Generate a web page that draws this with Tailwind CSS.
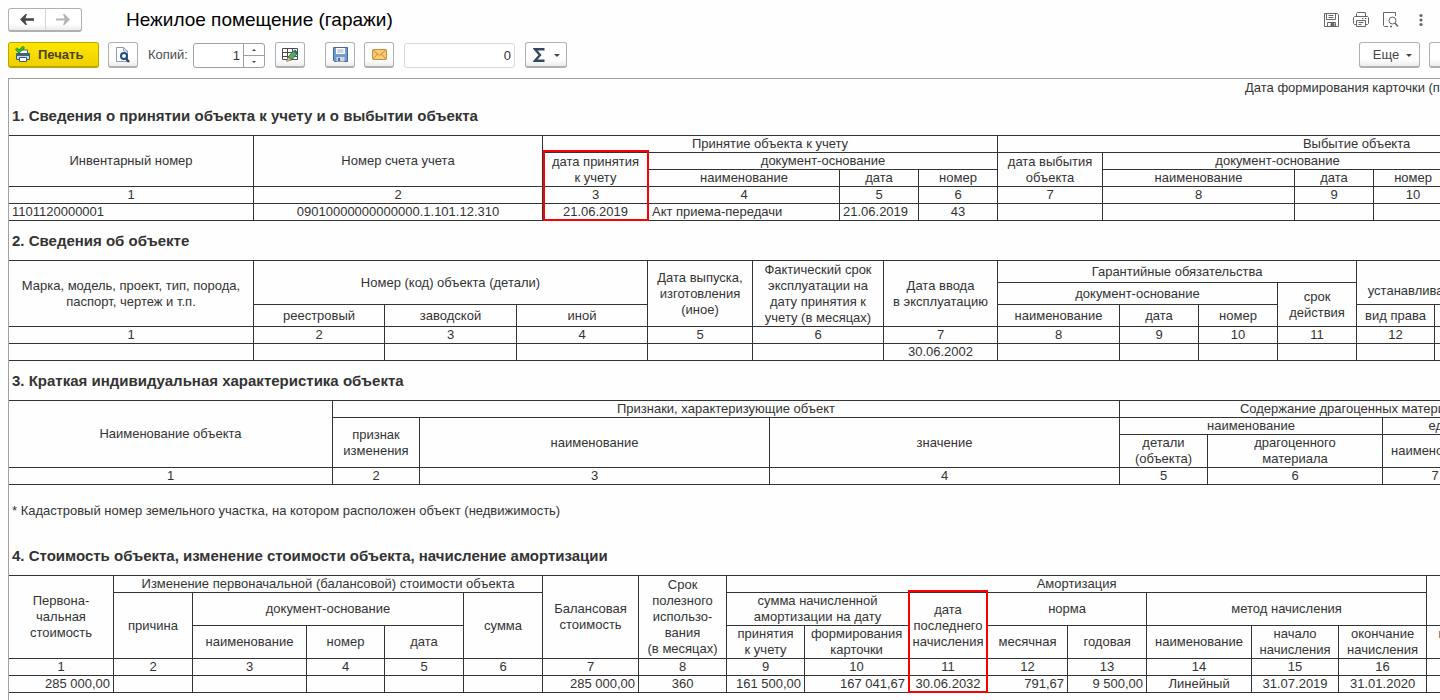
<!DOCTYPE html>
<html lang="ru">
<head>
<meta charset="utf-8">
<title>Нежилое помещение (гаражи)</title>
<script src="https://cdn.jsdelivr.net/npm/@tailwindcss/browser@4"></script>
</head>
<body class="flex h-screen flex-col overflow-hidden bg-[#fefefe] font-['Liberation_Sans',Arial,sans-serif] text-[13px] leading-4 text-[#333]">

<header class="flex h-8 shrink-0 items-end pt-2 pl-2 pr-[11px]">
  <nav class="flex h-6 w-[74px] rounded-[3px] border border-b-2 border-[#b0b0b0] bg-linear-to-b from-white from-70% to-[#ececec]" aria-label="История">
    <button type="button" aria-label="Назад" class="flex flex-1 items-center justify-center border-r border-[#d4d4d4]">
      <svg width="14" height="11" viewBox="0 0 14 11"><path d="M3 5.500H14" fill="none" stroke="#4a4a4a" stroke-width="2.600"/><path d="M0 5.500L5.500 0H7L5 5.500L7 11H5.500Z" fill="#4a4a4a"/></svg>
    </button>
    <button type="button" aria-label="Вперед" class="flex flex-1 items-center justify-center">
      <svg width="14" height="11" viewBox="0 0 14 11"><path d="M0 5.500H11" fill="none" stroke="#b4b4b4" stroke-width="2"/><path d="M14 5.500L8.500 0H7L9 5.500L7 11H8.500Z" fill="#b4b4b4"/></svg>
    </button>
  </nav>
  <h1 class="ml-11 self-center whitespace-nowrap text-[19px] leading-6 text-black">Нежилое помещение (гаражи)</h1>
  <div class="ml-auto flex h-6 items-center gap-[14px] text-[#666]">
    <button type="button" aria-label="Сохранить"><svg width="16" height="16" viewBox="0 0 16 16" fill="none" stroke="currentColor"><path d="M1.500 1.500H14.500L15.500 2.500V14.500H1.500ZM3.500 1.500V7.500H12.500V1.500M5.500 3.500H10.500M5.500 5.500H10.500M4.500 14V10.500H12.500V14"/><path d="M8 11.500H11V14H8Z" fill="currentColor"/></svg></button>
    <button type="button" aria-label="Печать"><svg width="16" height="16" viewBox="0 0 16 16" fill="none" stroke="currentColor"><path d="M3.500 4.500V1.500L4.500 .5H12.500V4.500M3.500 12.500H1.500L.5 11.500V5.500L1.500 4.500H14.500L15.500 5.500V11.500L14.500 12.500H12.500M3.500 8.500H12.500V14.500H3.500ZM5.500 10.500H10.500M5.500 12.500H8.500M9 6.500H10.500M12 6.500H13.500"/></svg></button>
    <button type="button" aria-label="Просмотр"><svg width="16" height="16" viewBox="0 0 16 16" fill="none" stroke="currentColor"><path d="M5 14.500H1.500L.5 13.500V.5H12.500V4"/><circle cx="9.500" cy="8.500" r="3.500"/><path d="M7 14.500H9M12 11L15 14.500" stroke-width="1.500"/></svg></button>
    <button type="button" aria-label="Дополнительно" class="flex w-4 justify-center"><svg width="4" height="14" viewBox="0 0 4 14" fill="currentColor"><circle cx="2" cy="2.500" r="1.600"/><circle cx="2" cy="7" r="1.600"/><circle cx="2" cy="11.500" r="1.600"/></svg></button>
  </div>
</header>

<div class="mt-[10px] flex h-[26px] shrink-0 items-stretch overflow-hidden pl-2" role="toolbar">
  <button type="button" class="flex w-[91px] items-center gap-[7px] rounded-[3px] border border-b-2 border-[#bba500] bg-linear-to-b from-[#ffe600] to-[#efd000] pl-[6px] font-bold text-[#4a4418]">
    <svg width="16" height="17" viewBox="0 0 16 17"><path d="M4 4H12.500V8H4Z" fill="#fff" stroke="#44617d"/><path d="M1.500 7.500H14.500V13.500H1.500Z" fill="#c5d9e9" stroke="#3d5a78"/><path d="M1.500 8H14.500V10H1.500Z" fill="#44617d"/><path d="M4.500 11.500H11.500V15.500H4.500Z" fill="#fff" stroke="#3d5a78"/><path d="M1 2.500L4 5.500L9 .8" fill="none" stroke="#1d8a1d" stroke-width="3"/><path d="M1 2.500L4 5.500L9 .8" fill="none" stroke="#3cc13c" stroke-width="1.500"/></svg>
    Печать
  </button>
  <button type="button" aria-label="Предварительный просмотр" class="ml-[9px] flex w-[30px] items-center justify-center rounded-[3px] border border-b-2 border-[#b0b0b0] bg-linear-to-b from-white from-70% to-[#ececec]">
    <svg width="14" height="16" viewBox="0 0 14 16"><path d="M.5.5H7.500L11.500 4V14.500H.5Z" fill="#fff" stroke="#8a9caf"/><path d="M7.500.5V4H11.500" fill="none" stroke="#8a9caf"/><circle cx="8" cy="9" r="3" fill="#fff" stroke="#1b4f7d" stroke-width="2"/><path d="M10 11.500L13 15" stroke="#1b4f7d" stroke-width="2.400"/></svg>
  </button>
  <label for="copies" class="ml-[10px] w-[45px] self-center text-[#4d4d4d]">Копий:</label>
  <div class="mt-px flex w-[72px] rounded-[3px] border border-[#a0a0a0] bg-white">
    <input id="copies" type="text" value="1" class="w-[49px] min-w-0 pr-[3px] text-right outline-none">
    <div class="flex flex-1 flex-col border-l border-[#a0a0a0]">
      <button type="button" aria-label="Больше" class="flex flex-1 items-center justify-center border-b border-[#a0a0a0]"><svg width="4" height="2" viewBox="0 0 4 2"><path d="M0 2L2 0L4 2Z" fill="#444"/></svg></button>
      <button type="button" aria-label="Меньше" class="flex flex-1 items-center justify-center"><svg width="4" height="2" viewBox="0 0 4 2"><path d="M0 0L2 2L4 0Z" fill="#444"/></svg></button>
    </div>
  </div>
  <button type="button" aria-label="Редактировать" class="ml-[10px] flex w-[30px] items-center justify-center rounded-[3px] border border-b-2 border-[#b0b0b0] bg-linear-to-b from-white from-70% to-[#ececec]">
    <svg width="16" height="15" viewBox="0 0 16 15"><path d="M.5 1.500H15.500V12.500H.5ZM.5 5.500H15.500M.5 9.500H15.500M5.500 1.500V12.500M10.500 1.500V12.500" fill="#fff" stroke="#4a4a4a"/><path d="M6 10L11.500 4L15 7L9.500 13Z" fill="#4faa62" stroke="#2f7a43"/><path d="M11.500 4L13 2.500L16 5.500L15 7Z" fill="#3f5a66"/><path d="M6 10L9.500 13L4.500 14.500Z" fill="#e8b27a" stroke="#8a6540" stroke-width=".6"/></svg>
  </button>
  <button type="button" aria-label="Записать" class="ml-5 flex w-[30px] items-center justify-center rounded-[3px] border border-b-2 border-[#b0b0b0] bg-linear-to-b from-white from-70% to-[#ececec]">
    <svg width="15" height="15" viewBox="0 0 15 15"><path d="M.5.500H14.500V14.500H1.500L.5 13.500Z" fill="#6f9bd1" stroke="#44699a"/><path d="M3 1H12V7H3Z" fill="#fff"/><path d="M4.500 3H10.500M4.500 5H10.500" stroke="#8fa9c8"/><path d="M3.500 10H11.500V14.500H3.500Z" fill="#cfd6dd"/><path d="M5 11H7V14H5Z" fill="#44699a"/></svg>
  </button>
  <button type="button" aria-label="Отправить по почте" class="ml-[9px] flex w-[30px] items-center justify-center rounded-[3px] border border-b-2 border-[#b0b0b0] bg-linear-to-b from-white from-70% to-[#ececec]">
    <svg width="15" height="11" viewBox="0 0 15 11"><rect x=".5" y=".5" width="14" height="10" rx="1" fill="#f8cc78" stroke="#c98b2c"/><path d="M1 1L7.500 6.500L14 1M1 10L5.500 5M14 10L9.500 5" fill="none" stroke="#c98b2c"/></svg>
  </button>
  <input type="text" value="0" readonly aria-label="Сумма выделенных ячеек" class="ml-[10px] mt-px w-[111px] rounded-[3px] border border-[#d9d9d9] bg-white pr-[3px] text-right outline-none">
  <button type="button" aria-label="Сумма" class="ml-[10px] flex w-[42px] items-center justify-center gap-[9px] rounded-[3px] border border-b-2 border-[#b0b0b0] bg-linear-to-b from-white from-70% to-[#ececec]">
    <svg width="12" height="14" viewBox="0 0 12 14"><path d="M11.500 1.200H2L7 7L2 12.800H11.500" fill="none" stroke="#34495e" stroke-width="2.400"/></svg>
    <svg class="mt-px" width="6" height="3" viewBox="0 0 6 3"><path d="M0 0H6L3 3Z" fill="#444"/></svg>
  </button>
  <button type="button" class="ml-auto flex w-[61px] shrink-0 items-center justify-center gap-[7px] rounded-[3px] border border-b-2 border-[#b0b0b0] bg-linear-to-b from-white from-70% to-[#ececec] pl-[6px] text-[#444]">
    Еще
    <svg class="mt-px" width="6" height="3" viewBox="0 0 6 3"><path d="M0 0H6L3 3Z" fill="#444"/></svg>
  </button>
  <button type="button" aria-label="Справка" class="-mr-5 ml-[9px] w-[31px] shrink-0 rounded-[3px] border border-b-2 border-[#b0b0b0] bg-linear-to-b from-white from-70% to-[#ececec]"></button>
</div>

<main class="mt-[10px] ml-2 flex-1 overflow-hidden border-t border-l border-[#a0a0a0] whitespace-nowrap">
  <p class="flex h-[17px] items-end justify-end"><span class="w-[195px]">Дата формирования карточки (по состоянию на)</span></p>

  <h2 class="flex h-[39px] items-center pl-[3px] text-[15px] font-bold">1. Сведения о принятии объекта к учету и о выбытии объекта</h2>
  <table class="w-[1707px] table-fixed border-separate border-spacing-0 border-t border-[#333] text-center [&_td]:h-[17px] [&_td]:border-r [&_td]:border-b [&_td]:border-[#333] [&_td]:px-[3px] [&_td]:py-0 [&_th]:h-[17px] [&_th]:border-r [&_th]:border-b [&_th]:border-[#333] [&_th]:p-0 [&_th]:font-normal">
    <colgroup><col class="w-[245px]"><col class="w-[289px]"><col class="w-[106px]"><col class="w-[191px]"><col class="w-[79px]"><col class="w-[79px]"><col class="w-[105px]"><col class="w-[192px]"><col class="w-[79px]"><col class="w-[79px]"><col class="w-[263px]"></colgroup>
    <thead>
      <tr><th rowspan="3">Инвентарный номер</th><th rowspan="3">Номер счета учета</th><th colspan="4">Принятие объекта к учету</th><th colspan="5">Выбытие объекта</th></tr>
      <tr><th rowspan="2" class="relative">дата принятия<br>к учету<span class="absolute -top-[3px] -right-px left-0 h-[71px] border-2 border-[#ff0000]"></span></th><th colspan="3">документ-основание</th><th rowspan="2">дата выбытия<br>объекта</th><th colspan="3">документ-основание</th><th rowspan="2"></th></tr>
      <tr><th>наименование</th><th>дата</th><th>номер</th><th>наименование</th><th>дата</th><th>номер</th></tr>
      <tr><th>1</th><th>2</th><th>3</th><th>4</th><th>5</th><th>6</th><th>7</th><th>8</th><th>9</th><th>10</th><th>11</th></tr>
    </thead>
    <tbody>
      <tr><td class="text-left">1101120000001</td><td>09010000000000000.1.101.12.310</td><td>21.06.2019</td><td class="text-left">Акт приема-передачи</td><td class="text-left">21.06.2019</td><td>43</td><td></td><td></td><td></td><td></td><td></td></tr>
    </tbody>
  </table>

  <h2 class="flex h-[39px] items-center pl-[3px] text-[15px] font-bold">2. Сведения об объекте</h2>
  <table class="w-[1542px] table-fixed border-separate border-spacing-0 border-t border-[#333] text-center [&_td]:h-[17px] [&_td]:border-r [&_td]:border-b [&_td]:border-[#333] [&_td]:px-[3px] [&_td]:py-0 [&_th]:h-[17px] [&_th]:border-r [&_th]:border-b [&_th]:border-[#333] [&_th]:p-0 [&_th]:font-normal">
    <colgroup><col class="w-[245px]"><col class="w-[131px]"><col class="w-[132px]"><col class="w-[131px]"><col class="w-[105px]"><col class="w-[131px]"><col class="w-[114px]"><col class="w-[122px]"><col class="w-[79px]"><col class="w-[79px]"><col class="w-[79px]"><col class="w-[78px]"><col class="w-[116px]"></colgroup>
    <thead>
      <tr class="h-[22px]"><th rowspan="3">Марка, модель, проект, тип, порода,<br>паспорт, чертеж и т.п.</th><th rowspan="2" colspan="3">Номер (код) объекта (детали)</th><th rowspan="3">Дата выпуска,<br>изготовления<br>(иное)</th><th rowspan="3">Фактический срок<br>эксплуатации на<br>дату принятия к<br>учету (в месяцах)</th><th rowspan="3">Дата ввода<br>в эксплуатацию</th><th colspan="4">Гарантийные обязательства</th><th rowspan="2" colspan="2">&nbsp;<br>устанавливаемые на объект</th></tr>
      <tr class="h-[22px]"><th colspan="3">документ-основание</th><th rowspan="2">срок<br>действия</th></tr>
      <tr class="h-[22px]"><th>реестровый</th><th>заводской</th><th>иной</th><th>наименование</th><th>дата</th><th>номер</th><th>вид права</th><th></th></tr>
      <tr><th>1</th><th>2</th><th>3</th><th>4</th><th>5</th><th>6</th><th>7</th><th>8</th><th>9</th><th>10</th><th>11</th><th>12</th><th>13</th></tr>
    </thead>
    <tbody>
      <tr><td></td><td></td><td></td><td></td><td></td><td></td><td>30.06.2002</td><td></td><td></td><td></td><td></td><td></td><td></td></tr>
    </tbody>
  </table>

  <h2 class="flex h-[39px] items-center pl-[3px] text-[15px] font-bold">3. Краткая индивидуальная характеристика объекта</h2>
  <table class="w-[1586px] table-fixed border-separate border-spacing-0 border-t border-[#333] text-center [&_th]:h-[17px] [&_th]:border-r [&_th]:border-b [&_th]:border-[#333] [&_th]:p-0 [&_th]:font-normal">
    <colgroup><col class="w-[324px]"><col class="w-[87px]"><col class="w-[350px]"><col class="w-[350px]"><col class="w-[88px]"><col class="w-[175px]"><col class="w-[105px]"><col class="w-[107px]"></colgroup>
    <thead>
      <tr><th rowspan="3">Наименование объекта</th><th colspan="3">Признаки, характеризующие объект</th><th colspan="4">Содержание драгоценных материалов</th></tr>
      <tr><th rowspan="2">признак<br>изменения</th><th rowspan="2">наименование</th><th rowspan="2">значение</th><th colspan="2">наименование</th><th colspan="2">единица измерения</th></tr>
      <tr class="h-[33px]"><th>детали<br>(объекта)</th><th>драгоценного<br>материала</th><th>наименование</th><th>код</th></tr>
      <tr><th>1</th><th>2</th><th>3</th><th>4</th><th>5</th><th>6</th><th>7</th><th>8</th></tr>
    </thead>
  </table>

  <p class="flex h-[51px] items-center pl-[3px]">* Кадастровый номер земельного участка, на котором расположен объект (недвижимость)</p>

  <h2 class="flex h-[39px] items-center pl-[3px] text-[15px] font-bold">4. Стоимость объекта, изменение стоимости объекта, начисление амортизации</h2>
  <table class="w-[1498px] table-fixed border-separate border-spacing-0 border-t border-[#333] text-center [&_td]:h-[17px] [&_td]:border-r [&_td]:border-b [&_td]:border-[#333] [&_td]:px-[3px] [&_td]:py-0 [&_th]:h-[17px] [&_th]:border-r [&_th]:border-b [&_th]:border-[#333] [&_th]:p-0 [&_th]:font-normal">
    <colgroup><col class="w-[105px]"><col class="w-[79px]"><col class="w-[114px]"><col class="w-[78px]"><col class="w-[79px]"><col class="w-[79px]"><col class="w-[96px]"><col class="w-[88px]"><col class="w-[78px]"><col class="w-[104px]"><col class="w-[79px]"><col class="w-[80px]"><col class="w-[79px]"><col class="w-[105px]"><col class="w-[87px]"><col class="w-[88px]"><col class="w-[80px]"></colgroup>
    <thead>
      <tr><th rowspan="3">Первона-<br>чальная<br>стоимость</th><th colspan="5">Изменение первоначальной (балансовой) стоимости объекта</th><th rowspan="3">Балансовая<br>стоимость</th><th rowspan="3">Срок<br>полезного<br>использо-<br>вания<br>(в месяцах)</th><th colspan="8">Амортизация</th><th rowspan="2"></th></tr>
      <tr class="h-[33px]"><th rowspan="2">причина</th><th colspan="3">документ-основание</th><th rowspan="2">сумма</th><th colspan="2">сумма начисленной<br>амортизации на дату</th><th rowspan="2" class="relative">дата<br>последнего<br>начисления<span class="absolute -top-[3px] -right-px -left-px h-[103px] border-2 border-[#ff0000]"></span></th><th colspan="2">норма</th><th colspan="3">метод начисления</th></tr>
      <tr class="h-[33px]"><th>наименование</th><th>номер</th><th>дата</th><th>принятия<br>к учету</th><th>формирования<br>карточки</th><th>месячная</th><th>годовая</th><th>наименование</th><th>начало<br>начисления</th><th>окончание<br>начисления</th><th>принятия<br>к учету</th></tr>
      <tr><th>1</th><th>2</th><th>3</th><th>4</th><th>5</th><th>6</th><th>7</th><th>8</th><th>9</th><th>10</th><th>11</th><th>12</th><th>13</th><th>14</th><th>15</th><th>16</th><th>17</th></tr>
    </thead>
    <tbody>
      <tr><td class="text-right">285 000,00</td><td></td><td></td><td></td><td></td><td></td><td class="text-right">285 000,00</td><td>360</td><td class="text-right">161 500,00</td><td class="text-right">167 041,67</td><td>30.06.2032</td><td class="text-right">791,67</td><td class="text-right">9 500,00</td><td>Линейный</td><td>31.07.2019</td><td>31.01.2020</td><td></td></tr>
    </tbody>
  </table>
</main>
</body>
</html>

SET PROBLEM
Pictures stay out. Print the data exactly, from its first line through the line containing "h-screen flex-col overflow-hidden".

RESPONSE TO THIS TASK
Generate a web page that draws this with Tailwind CSS.
<!DOCTYPE html>
<html lang="ru">
<head>
<meta charset="utf-8">
<title>Нежилое помещение (гаражи)</title>
<script src="https://cdn.jsdelivr.net/npm/@tailwindcss/browser@4"></script>
</head>
<body class="flex h-screen flex-col overflow-hidden bg-[#fefefe] font-['Liberation_Sans',Arial,sans-serif] text-[13px] leading-4 text-[#333]">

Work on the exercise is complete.